The weekly event, organized by the Midtown Alliance and the Atlanta Street Food Coalition, also features a Pop-up Chef series at the 999 Peachtree Street plaza sponsored by Jamestown Properties. This Thursday's chef is Jonathan St. Hilaire of Bakeshop.

Future Pop-up Chefs include Steven Herman of HAVEN (April 14), Jay Swift of 4th & Swift (April 21), Zeb Stevenson of Livingston (April 28), Steven Satterfield of Miller Union (May 5) and Robby Kukler of South City Kitchen (June 23).

Business Booms

With or without easy-to-navigate regulation, Atlanta street food vendors are doing a bang-up business.

Nadia DeGressa, who started parking her Yum Yum Cupcake truck around Downtown and Midtown three weeks ago, said she's selling more and more cupcakes each time she goes out. It started at 50, and now she's moving 150 during a single lunch-hour rush.

"Every time, I bring out more cupcakes," she said. She'd like to see the permit rules change in a way that would allow her to pack up her cupcakes as she sells them, instead of being required to pre-package them individually in plastic. "It's just so much easier and effective that way."

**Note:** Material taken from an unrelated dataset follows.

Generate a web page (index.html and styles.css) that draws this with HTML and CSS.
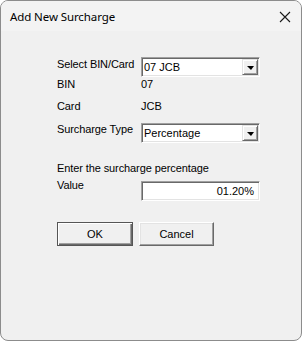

Within a month, Yumbii will be operating a second truck, said Rebecca Young, whose son Carson started and oversees the business.

"It's grown beyond one person handling it. We're hiring people," she said. Hundreds have people have contacted Yumbii for advice on how to start a food truck, she added, and she and Carson are considering eventually buying more trucks from Hi-V-Co and leasing them out to street-vending startups.

For Hall, good business is what it's all about.

"I'm in the business of seeing more jobs created," he said. Freed from the hassle of navigating sticky legislation, he hopes Atlanta will see more "innovation in food."